Today there isn’t much that leaves us in awe. We are educated in general scientific principles. Through modern media we are exposed to the wonders of space; of quantum physics and other incredible discoveries.

As a species we no longer ascribe great geological events to the anger of the gods. It is easy therefore to think that physical travel for the purpose of discovery and learning is a quaint but expensive relic that is best left to the rich and the retired.

However, there is one element of travel that modern technology cannot effectively communicate. In fact, I think that our current media technology tends to understate it. That element is the “awe” factor.

Today my family and I visited Mount St. Helens National Volcanic Monument in southern Washington State. All that I can say after this experience is: “Wow!”
If you are as old as I am then you remember that day in 1980 when the volcanic forces under Mount St. Helens unleashed their fury on this region of North America. It was a day and a scene that I will never forget.

However, as much impact as that devastating eruption had on me nearly thirty years ago, I had never actually visited the “scene of the crime.” It is only now that I understand how incredibly powerful this event was; unleashing the force of over 7,000 Hiroshima atomic bombs within a seven hour period.

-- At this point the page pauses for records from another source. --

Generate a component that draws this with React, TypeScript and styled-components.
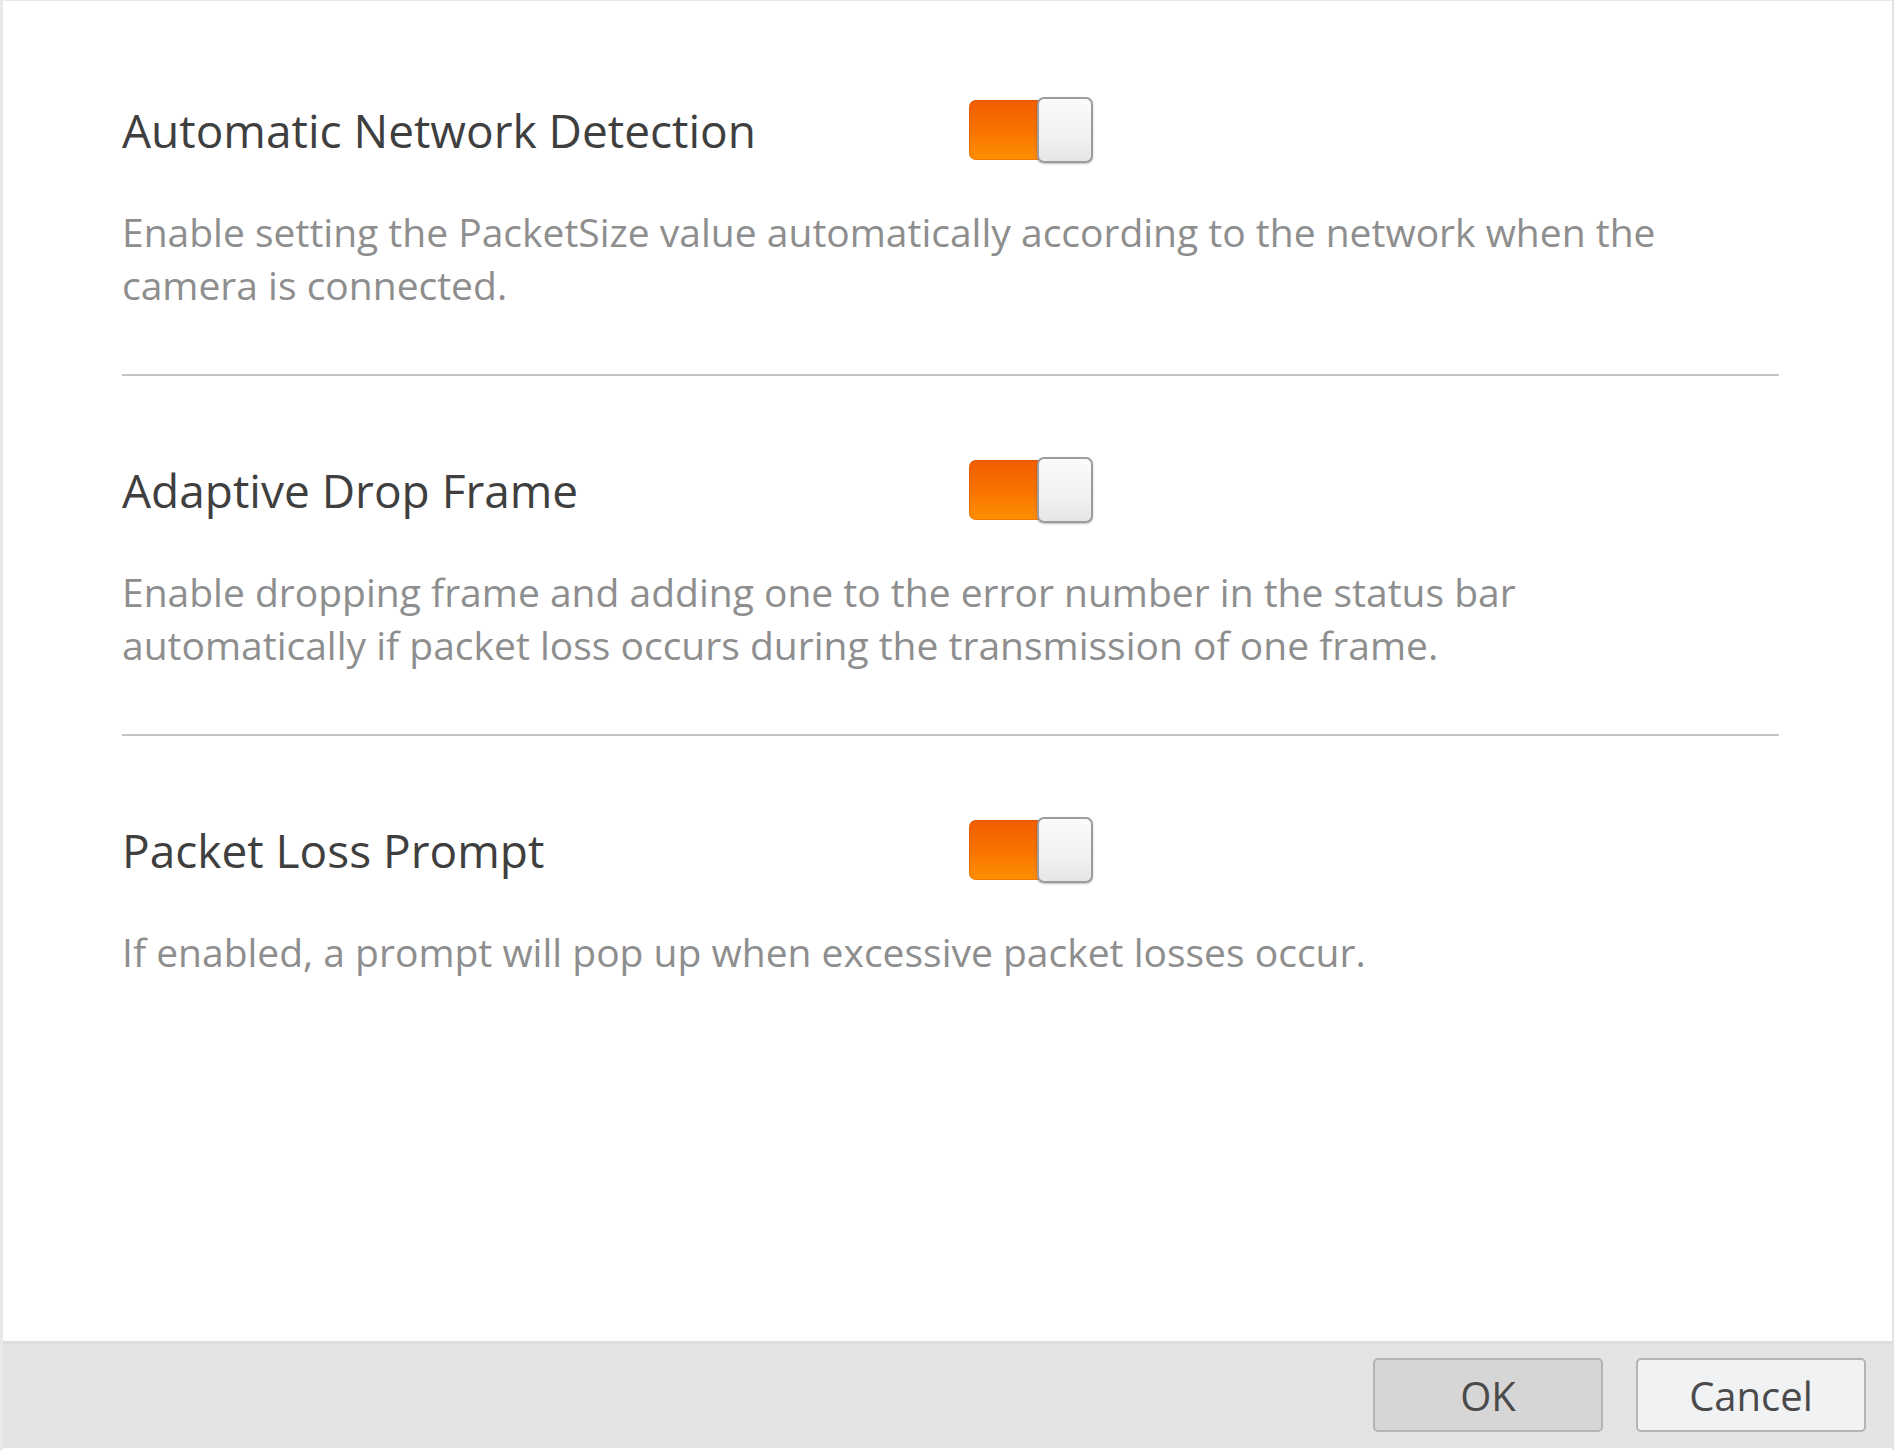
import React from "react";
import styled, { createGlobalStyle } from "styled-components";

const Global = createGlobalStyle`
  html, body { margin: 0; padding: 0; background: #ffffff; }
  body { font-family: "Open Sans", "Noto Sans", "Liberation Sans", sans-serif; }
  #root { height: 1450px; }
`;

const Frame = styled.div`
  height: 1450px;
  display: flex;
  flex-direction: column;
  box-sizing: border-box;
  border-left: 3px solid #e9e9e9;
  border-right: 2px solid #e2e2e2;
  border-top: 1px solid #e9e9e9;
  background: #ffffff;
`;

const Content = styled.div`
  flex: 1;
  display: flex;
  flex-direction: column;
  padding: 0 113px 0 119px;
`;

const Section = styled.section<{ $first?: boolean; $last?: boolean }>`
  padding-top: ${(p) => (p.$first ? "96px" : "81px")};
  padding-bottom: 63px;
  border-bottom: ${(p) => (p.$last ? "none" : "2px solid #c4c4c4")};
`;

const Header = styled.div`
  display: flex;
  align-items: center;
  height: 66px;
`;

const Title = styled.h2`
  margin: 0;
  width: 847px;
  flex: none;
  font-size: 46px;
  line-height: 66px;
  font-weight: 400;
  color: #3f3f3f;
  white-space: nowrap;
`;

const Toggle = styled.div`
  position: relative;
  width: 124px;
  height: 66px;
  display: flex;
  align-items: center;
`;

const Track = styled.div`
  width: 120px;
  height: 60px;
  border-radius: 7px;
  background: linear-gradient(to bottom, #f05d00 0%, #f87200 50%, #ff8f00 100%);
  box-shadow: inset 0 0 0 1px rgba(200, 80, 0, 0.35);
`;

const Knob = styled.div`
  position: absolute;
  right: 0;
  top: 0;
  width: 52px;
  height: 62px;
  border: 2px solid #9c9c9c;
  border-radius: 7px;
  background: linear-gradient(to bottom, #fbfbfb 0%, #f1f1f1 60%, #e6e6e6 100%);
  box-shadow: 0 1px 2px rgba(0, 0, 0, 0.25);
`;

const Desc = styled.p`
  margin: 42px 0 0;
  max-width: 1600px;
  font-size: 39px;
  line-height: 53px;
  color: #8e8e8e;
`;

const Footer = styled.div`
  height: 107px;
  border-top: 3px solid #dcdddd;
  background: #e3e4e5;
  display: flex;
  justify-content: flex-end;
  align-items: flex-start;
  gap: 33px;
  padding: 14px 26px 0 0;
  box-sizing: border-box;
  margin-bottom: 2px;
`;

const Button = styled.button<{ $primary?: boolean }>`
  width: 230px;
  height: 74px;
  border: 2px solid #b4b4b4;
  border-radius: 5px;
  background: ${(p) => (p.$primary ? "#d7d6d6" : "#f1f2f4")};
  color: #4a4a4a;
  font-family: "Open Sans", "Noto Sans", sans-serif;
  font-size: 40px;
  padding: 0;
`;

const items = [
  {
    title: "Automatic Network Detection",
    desc: "Enable setting the PacketSize value automatically according to the network when the camera is connected.",
  },
  {
    title: "Adaptive Drop Frame",
    desc: "Enable dropping frame and adding one to the error number in the status bar automatically if packet loss occurs during the transmission of one frame.",
  },
  {
    title: "Packet Loss Prompt",
    desc: "If enabled, a prompt will pop up when excessive packet losses occur.",
  },
];

export default function App() {
  return (
    <>
      <Global />
      <Frame>
        <Content>
          {items.map((it, i) => (
            <Section key={it.title} $first={i === 0} $last={i === items.length - 1}>
              <Header>
                <Title>{it.title}</Title>
                <Toggle role="switch" aria-checked="true">
                  <Track />
                  <Knob />
                </Toggle>
              </Header>
              <Desc>{it.desc}</Desc>
            </Section>
          ))}
        </Content>
        <Footer>
          <Button $primary>OK</Button>
          <Button>Cancel</Button>
        </Footer>
      </Frame>
    </>
  );
}
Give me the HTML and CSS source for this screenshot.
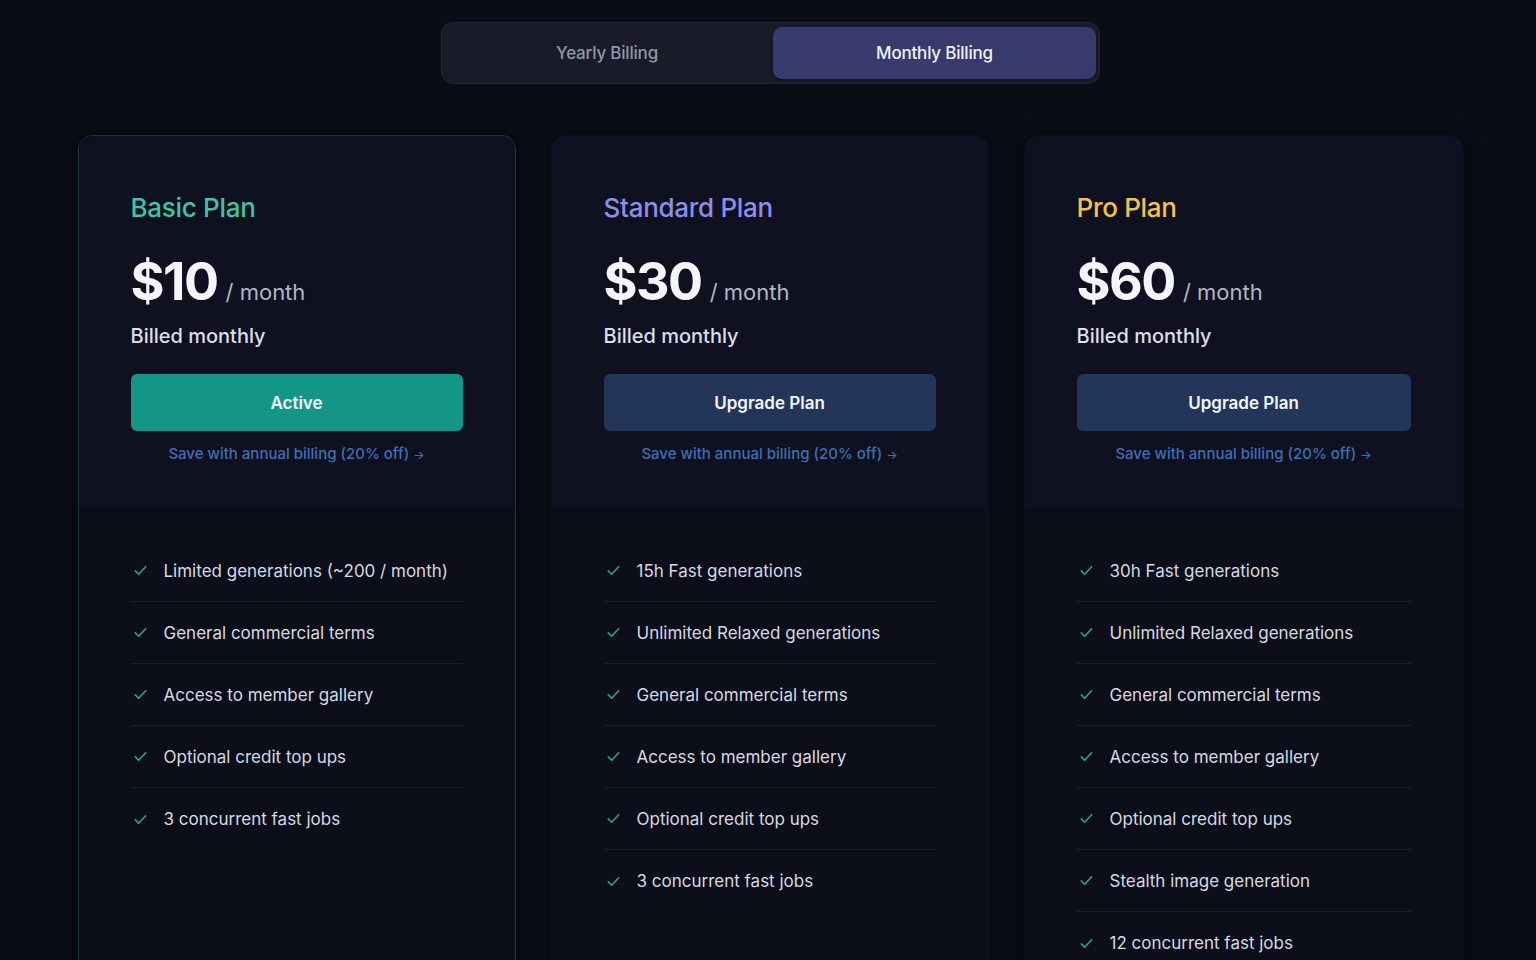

To see this mountain today; capped in snow; towering massively above all of the otherwise great mountains that surround it; is to be affected on a very personal level. Only after witnessing this massive seat of power and seeing the devastating effects of the release of that power; can I understand this event on a human level.

That’s just it. More than anything else this National Monument is a memorial to devastation that far exceeds the ability of the human mind to appreciate. It is, ultimately, a memorial to human vulnerability.

When someone views his world from afar it’s easy to see the world like a scientist; through the unadulterated lens of reason. It is easy to ignore the emotional effect on the human psyche that the scale of certain events can have.

I was speaking to my eldest son after our tour and we noted how this eruption was just a mediocre volcanic event in terms of planet-wide geological history. There have been many such eruptions in the past and there will likely be many more in the future.

It would be an easy matter to forget this event (scientifically speaking) except for the excellent scientific data that was gathered and the new understanding that grew out of the thorough observations that were made back then.

Yet here we were; in awe because witnessing the site and the results of an event like this eruption easily breaks through to anyone’s sense of human vulnerability. It injects in you a healthy dose of humility.

To truly understand your world you must experience that world in person. That’s why I strongly suggest that you, too, hit the road and experience your world; perhaps for the first time.

You just might discover what the word “awe” really means.

Author's Bio: 

Hugh DeBurgh, The Passionate Warrior, has dedicated his life to the achievement of the ultimate family lifestyle. You can find him writing about Creative Family Lifestyle Design over at his blog, The Way of the Passionate Warrior. Currently he is on the second leg of a worldwide travel adventure with his wife and four young children. His blog is at .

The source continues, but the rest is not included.